## [What the task asks]
Find each line with the word "index" in it, then give the total alone.

## [Data provided]
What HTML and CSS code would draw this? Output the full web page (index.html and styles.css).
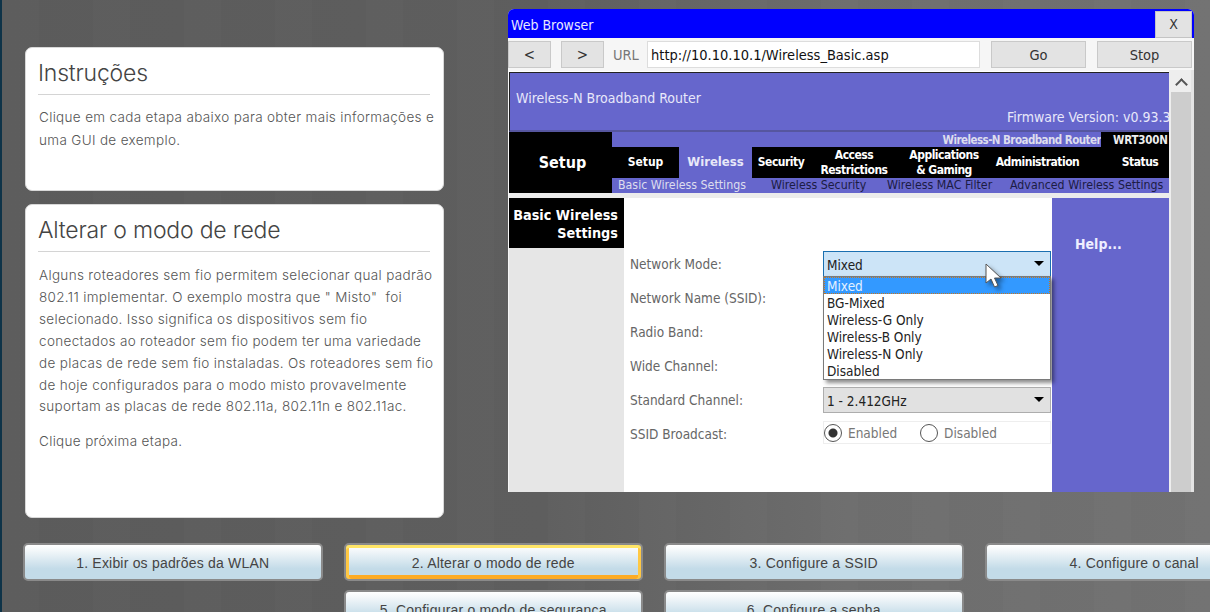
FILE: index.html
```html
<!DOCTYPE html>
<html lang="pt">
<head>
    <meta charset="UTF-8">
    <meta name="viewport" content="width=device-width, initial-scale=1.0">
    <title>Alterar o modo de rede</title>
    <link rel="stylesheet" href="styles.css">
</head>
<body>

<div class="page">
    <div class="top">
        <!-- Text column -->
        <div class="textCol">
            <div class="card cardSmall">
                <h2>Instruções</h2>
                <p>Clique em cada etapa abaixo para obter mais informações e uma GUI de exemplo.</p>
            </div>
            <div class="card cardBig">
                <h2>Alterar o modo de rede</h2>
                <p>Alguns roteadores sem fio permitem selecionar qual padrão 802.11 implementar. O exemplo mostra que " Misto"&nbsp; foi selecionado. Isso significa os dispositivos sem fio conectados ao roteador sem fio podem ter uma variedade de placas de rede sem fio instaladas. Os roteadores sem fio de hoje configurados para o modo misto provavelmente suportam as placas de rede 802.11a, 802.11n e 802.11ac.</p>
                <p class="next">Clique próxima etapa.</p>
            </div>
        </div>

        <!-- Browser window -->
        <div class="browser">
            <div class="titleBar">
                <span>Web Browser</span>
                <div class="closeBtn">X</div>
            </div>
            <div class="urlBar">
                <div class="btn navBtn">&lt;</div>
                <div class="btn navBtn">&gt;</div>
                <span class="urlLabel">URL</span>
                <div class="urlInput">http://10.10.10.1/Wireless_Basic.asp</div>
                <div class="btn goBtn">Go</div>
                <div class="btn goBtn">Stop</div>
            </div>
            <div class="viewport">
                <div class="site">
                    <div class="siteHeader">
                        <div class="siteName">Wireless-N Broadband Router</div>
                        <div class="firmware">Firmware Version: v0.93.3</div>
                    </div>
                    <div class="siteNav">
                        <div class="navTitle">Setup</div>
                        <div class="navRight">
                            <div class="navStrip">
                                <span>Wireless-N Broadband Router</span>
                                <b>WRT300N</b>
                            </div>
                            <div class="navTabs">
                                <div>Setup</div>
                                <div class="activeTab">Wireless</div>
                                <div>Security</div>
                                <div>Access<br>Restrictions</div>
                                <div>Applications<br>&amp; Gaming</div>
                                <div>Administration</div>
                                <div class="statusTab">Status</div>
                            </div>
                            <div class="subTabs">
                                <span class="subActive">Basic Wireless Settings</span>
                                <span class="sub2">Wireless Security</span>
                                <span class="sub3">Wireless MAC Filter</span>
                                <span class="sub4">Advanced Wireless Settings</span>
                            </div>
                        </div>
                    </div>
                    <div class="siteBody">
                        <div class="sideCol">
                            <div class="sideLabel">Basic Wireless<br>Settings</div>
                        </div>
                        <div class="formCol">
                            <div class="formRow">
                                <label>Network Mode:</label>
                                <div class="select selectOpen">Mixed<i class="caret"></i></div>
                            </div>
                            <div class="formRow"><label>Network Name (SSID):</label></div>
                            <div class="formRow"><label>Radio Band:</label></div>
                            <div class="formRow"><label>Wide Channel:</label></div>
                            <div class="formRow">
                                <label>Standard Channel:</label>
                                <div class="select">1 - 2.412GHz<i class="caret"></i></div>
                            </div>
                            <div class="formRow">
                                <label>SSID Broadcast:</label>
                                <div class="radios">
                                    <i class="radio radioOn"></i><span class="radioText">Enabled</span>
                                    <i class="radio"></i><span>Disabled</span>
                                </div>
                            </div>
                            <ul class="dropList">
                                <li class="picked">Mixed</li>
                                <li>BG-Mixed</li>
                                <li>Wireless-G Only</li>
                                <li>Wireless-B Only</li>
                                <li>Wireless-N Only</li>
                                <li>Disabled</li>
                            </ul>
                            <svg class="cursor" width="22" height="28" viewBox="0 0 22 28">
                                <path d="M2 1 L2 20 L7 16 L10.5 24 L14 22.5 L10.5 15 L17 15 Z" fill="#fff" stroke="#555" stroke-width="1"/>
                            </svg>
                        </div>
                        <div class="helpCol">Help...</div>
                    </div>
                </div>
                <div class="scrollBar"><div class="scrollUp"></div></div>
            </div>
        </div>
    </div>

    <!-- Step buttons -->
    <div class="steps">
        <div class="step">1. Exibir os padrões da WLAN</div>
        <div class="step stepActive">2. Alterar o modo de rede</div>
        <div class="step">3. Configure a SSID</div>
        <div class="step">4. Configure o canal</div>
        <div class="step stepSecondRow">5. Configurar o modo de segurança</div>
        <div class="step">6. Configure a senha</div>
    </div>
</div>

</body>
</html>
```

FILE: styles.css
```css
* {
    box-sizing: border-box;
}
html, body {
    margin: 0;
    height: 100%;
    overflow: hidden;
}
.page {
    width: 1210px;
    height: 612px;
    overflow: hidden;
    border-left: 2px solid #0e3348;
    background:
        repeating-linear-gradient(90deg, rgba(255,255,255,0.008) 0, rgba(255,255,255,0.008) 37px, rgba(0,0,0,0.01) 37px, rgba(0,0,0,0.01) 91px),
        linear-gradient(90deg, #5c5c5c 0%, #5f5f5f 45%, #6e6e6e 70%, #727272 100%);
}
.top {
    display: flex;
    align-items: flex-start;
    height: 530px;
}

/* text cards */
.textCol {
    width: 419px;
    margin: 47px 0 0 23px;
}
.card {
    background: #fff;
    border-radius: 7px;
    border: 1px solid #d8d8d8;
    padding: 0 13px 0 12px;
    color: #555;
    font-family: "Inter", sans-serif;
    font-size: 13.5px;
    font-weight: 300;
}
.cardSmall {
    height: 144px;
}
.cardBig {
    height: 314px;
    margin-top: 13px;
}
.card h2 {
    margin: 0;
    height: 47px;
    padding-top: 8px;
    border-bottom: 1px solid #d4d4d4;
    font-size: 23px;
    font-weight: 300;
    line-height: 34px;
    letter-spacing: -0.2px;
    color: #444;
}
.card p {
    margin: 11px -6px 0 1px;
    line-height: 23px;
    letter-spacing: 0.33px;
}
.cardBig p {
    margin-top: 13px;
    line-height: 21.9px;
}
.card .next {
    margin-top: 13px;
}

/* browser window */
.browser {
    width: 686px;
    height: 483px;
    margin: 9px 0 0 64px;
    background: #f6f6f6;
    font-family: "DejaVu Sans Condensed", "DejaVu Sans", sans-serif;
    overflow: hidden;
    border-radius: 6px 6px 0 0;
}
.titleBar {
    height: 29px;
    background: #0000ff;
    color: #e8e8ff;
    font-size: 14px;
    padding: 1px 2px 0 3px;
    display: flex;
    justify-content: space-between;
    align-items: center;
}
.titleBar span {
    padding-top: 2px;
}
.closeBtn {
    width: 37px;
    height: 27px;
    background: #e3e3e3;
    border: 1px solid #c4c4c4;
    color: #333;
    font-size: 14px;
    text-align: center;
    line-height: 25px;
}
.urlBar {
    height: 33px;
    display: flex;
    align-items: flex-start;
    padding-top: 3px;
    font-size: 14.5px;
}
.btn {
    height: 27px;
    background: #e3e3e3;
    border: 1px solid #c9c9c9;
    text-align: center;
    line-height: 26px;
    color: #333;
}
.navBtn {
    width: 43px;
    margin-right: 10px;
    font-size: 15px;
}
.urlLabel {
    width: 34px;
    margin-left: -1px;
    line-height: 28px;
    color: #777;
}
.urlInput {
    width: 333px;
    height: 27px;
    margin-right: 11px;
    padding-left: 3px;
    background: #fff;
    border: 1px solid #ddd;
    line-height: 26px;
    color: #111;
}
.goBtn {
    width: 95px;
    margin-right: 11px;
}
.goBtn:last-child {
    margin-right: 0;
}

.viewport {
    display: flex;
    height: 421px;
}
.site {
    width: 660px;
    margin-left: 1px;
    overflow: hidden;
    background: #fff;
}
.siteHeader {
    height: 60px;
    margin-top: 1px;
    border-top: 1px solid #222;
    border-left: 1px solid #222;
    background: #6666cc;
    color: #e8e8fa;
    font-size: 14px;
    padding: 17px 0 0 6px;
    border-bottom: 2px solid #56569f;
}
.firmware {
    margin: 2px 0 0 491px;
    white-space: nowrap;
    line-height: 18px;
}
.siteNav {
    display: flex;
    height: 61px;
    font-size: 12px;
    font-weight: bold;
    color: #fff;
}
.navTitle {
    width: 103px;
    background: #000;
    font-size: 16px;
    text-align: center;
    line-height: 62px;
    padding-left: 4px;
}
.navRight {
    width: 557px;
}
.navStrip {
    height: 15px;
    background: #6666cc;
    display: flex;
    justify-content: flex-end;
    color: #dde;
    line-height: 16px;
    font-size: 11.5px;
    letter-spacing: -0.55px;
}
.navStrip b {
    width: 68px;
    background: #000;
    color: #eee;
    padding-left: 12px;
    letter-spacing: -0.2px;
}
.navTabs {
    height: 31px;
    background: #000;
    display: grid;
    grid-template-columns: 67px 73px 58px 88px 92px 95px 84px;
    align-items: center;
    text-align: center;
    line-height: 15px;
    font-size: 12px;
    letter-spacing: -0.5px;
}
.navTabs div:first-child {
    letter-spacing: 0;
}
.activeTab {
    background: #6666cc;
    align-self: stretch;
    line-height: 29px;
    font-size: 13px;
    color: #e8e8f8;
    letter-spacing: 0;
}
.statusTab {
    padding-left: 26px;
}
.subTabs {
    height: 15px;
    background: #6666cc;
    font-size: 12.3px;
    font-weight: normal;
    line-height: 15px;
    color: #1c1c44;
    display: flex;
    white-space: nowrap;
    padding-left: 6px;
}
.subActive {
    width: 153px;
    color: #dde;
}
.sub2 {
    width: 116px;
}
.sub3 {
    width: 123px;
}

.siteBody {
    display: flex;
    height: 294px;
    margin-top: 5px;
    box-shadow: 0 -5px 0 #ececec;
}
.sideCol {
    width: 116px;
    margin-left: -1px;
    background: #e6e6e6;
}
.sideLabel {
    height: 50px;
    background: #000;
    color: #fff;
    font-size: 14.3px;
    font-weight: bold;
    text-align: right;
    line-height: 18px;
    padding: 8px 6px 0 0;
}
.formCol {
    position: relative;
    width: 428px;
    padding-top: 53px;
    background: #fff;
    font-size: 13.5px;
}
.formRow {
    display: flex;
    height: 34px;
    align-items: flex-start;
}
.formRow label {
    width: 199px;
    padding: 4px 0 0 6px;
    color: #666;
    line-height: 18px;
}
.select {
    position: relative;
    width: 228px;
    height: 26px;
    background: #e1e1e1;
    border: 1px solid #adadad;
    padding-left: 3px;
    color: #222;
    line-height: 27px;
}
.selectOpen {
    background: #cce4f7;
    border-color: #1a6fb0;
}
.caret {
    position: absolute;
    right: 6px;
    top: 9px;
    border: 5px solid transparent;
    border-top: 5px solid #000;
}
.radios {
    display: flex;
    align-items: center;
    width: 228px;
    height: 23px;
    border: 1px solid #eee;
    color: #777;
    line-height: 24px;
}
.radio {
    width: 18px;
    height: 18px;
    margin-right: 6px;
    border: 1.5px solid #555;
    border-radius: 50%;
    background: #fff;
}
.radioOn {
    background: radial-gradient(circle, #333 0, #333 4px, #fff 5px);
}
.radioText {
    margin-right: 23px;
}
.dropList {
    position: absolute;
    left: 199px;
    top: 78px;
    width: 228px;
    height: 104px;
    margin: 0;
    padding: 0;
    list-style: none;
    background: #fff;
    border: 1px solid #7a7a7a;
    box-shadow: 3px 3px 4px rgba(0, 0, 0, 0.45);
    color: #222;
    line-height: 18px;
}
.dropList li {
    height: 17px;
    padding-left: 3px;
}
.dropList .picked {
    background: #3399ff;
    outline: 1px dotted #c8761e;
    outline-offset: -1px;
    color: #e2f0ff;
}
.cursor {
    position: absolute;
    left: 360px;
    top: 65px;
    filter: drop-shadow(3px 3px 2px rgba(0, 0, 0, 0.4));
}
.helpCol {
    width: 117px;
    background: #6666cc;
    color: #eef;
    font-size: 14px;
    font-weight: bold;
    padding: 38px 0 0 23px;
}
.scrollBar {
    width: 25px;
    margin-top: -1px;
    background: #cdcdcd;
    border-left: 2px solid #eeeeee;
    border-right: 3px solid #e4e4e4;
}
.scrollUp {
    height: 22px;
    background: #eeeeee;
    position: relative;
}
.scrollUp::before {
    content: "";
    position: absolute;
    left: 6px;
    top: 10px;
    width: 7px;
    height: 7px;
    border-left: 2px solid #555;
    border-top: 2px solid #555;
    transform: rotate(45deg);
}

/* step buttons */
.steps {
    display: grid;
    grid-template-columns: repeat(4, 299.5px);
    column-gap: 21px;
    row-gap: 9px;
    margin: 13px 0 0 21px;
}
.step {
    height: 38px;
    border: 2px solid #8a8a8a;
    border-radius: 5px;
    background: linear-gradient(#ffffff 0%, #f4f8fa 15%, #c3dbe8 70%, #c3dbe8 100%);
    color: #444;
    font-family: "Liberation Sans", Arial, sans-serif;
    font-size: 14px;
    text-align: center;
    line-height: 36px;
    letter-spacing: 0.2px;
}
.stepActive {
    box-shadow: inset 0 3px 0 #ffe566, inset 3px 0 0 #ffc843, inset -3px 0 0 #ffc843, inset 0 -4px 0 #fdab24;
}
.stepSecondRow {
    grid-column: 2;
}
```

## [Exercise solution]
2